CHALLENGE: Which lines hold the word "image"? Copy each one.

--- START SUPPLIED MATERIAL ---

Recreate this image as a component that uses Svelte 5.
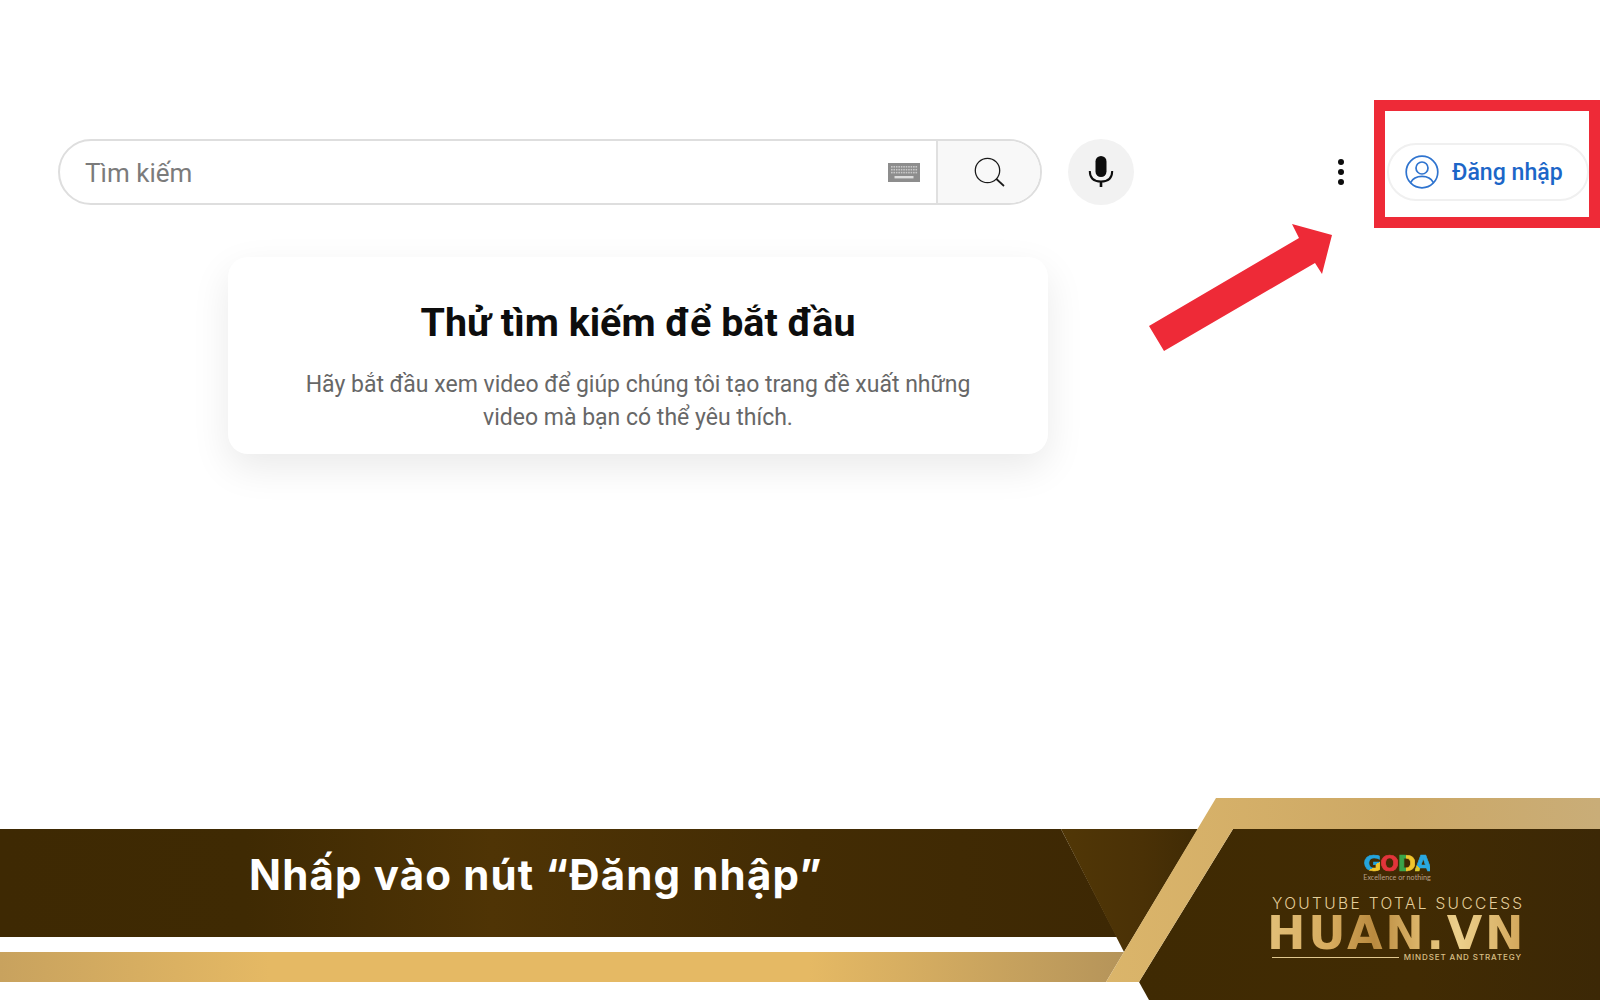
<script>
  const keyRows = [0, 1, 2];
  const keyCols = Array.from({ length: 11 }, (_, i) => i);
</script>

<div class="page">
  <header class="topbar">
    <div class="search-row">
      <div class="search">
        <div class="field">
          <span class="placeholder">Tìm kiếm</span>
          <svg class="keyboard" width="32" height="19" viewBox="0 0 32 19" aria-hidden="true">
            <rect width="32" height="19" fill="#8d8d8d" />
            {#each keyRows as r}
              {#each keyCols as c}
                <rect x={3 + c * 2.45} y={3 + r * 2.9} width="1.6" height="1.6" fill="#c9c9c9" />
              {/each}
            {/each}
            <rect x="6.5" y="13" width="19" height="2.4" fill="#dcdcdc" />
          </svg>
        </div>
        <div class="search-btn">
          <svg width="34" height="34" viewBox="0 0 34 34" fill="none" stroke="#1a1a1a" aria-hidden="true">
            <circle cx="15.5" cy="15.5" r="12.2" stroke-width="1.3" />
            <path d="M24.4 24 L32 31" stroke-width="1.7" />
          </svg>
        </div>
      </div>
      <div class="mic">
        <svg width="26" height="32" viewBox="0 0 26 32" aria-hidden="true">
          <rect x="7.5" y="0" width="11" height="21" rx="5.5" fill="#0d0d0d" />
          <path d="M1.8 15 C1.8 22 6 25.6 13 25.6 C20 25.6 24.2 22 24.2 15" fill="none" stroke="#0d0d0d" stroke-width="2" />
          <rect x="11.7" y="25" width="2.6" height="6" fill="#0d0d0d" />
        </svg>
      </div>
    </div>
    <div class="dots"><i></i><i></i><i></i></div>
    <div class="frame">
      <div class="signin">
        <svg width="34" height="34" viewBox="0 0 34 34" fill="none" stroke="#2f74cf" stroke-width="1.7" aria-hidden="true">
          <circle cx="17" cy="17" r="15.8" />
          <circle cx="17" cy="13" r="6" />
          <path d="M5.6 27.6 C8 22.8 12 21.4 17 21.4 C22 21.4 26 22.8 28.4 27.6" />
        </svg>
        <span>Đăng nhập</span>
      </div>
    </div>
  </header>

  <svg class="arrow" width="200" height="140" viewBox="1140 220 200 140" aria-hidden="true">
    <polygon fill="#ee2a37" points="1149,326 1299,238 1292,224 1332,235 1322,274 1315,263 1164,351" />
  </svg>

  <main class="card">
    <h1>Thử tìm kiếm để bắt đầu</h1>
    <p>Hãy bắt đầu xem video để giúp chúng tôi tạo trang đề xuất những<br />video mà bạn có thể yêu thích.</p>
  </main>

  <footer class="footer">
    <svg class="footer-art" width="1600" height="202" viewBox="0 798 1600 202" aria-hidden="true">
      <defs>
        <linearGradient id="brown" x1="0" x2="1" y1="0" y2="0">
          <stop offset="0" stop-color="#3e2903" />
          <stop offset="0.22" stop-color="#3f2a03" />
          <stop offset="0.44" stop-color="#4f3405" />
          <stop offset="0.72" stop-color="#432c04" />
          <stop offset="1" stop-color="#3d2804" />
        </linearGradient>
        <linearGradient id="strip" x1="0" x2="1" y1="0" y2="0">
          <stop offset="0" stop-color="#c8a25e" />
          <stop offset="0.24" stop-color="#e5b964" />
          <stop offset="0.72" stop-color="#e5b964" />
          <stop offset="1" stop-color="#b5945a" />
        </linearGradient>
        <linearGradient id="band" x1="0" x2="1" y1="0" y2="0">
          <stop offset="0" stop-color="#dbb56a" />
          <stop offset="0.6" stop-color="#cca866" />
          <stop offset="1" stop-color="#c9ad78" />
        </linearGradient>
        <linearGradient id="tri" x1="0" x2="1" y1="0" y2="0">
          <stop offset="0" stop-color="#513706" />
          <stop offset="0.6" stop-color="#4a3106" />
          <stop offset="1" stop-color="#402b05" />
        </linearGradient>
        <linearGradient id="panel" x1="0" x2="1" y1="0" y2="0">
          <stop offset="0" stop-color="#3f2a03" />
          <stop offset="0.6" stop-color="#412b03" />
          <stop offset="1" stop-color="#3c2806" />
        </linearGradient>
      </defs>
      <polygon fill="url(#brown)" points="0,829 1061,829 1117,937 0,937" />
      <polygon fill="url(#tri)" points="1061,829 1198,829 1124,952" />
      <polygon fill="url(#strip)" points="0,952 1124,952 1106,982 0,982" />
      <polygon fill="url(#panel)" points="1233,829 1600,829 1600,1000 1149,1000 1139,982" />
      <polygon fill="url(#band)" points="1216,798 1600,798 1600,829 1233,829 1139,982 1106,982" />
    </svg>

    <div class="caption">Nhấp vào nút “Đăng nhập”</div>

    <div class="brand">
      <div class="goda">
        <div class="goda-name"><span class="g">G</span><span class="o">O</span><span class="d">D</span><span class="a">A</span></div>
        <div class="goda-tag">Excellence or nothing</div>
      </div>
      <div class="yts">YOUTUBE TOTAL SUCCESS</div>
      <div class="huan">HUAN.VN</div>
      <div class="mindset"><i></i><span>MINDSET AND STRATEGY</span></div>
    </div>
  </footer>
</div>

<style>
  :global(body) {
    margin: 0;
    background: #fff;
  }
  .page {
    position: relative;
    width: 1600px;
    height: 1000px;
    overflow: hidden;
    display: flex;
    flex-direction: column;
    font-family: Roboto, "Liberation Sans", sans-serif;
    background: #fff;
  }
  .topbar {
    display: flex;
    align-items: flex-start;
    padding: 100px 0 0 58px;
    height: 128px;
  }
  .search-row {
    display: flex;
    gap: 26px;
    margin-top: 39px;
  }
  .search {
    display: flex;
    width: 984px;
    height: 66px;
    box-sizing: border-box;
    border: 2px solid #dedede;
    border-radius: 33px;
    overflow: hidden;
    background: #fff;
  }
  .field {
    flex: 1;
    display: flex;
    align-items: center;
    justify-content: space-between;
    padding: 0 16px 0 25px;
  }
  .placeholder {
    font-size: 26px;
    color: #7b7b7b;
    padding-top: 2px;
  }
  .keyboard {
    display: block;
    margin-top: 1px;
  }
  .search-btn {
    width: 104px;
    display: flex;
    align-items: center;
    justify-content: center;
    background: #f8f8f8;
    border-left: 2px solid #e0e0e0;
    box-sizing: border-box;
  }
  .mic {
    width: 66px;
    height: 66px;
    border-radius: 50%;
    background: #f2f2f2;
    display: flex;
    align-items: center;
    justify-content: center;
  }
  .dots {
    display: flex;
    flex-direction: column;
    gap: 4px;
    margin: 59px 30px 0 auto;
  }
  .dots i {
    width: 6px;
    height: 6px;
    border-radius: 50%;
    background: #0d0d0d;
  }
  .frame {
    box-sizing: border-box;
    width: 226px;
    height: 128px;
    border: 11px solid #ee2a37;
    padding: 32px 0 0 2px;
  }
  .signin {
    box-sizing: border-box;
    width: 202px;
    height: 58px;
    border: 2px solid #f0f0f0;
    border-radius: 29px;
    display: flex;
    align-items: center;
    gap: 13px;
    padding-left: 16px;
    color: #1c66c8;
    font-size: 23.1px;
    font-weight: 500;
  }
  .signin svg {
    flex: none;
  }
  .arrow {
    position: absolute;
    left: 1140px;
    top: 220px;
  }
  .card {
    box-sizing: border-box;
    width: 820px;
    height: 197px;
    margin: 29px 0 0 228px;
    border-radius: 20px;
    background: #fff;
    box-shadow: 0 14px 38px rgba(0, 0, 0, 0.085);
    text-align: center;
    padding-top: 42px;
  }
  .card h1 {
    margin: 0;
    font-size: 39.4px;
    line-height: 48px;
    font-weight: 700;
    color: #0d0d0d;
  }
  .card p {
    margin: 22px 0 0;
    font-size: 23px;
    line-height: 32.5px;
    color: #676767;
  }
  .footer {
    position: relative;
    margin-top: auto;
    height: 202px;
    display: flex;
  }
  .footer-art {
    position: absolute;
    left: 0;
    top: 0;
    display: block;
  }
  .caption {
    position: relative;
    margin: 31px 0 0 249px;
    height: 90px;
    display: flex;
    align-items: center;
    color: #fff;
    font-family: Inter, sans-serif;
    font-size: 42px;
    font-weight: 700;
    letter-spacing: 1.15px;
  }
  .brand {
    position: absolute;
    left: 1272px;
    top: 56px;
    width: 250px;
    display: flex;
    flex-direction: column;
  }
  .goda {
    align-self: center;
    display: flex;
    flex-direction: column;
    align-items: center;
  }
  .goda-name {
    font-family: "DejaVu Sans", sans-serif;
    font-weight: 700;
    font-size: 22px;
    line-height: 20px;
    letter-spacing: -1.3px;
  }
  .goda-name span {
    -webkit-text-stroke: 0.7px transparent;
    -webkit-background-clip: text;
    background-clip: text;
    color: transparent;
  }
  .g {
    background-image: linear-gradient(140deg, #24a4dc 62%, #f0c52c 62%);
  }
  .o {
    background-image: linear-gradient(#e2343a, #e2343a);
  }
  .d {
    background-image: linear-gradient(90deg, #3aa54a 50%, #f0c52c 50%);
  }
  .a {
    background-image: linear-gradient(230deg, #29a8e0 70%, #d9c92c 70%);
  }
  .goda-tag {
    font-family: Lato, sans-serif;
    font-size: 7.2px;
    line-height: 7px;
    color: #b9a088;
  }
  .yts {
    margin-top: 15px;
    font-family: Inter, sans-serif;
    font-weight: 300;
    font-size: 15.5px;
    line-height: 16px;
    letter-spacing: 2.35px;
    color: #e5cf9b;
    white-space: nowrap;
  }
  .huan {
    margin: 3px 0 0 -5px;
    font-family: "DejaVu Sans", sans-serif;
    font-weight: 700;
    font-size: 46px;
    line-height: 37px;
    letter-spacing: 2.75px;
    white-space: nowrap;
    background: linear-gradient(90deg, #e2bf78 0%, #d6ab5e 25%, #b98a3f 42%, #dcb56a 60%, #ecd08c 75%, #d3a75b 100%);
    -webkit-background-clip: text;
    background-clip: text;
    color: transparent;
  }
  .mindset {
    display: flex;
    align-items: center;
    gap: 5px;
  }
  .mindset i {
    flex: 1;
    height: 1px;
    background: #e0c88f;
  }
  .mindset span {
    font-family: Inter, sans-serif;
    font-size: 8px;
    line-height: 10px;
    font-weight: 500;
    letter-spacing: 0.9px;
    color: #d9bf85;
    white-space: nowrap;
  }
</style>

--- END SUPPLIED MATERIAL ---

THE REPLY:
Recreate this image as a component that uses Svelte 5.
    background-image: linear-gradient(140deg, #24a4dc 62%, #f0c52c 62%);
    background-image: linear-gradient(#e2343a, #e2343a);
    background-image: linear-gradient(90deg, #3aa54a 50%, #f0c52c 50%);
    background-image: linear-gradient(230deg, #29a8e0 70%, #d9c92c 70%);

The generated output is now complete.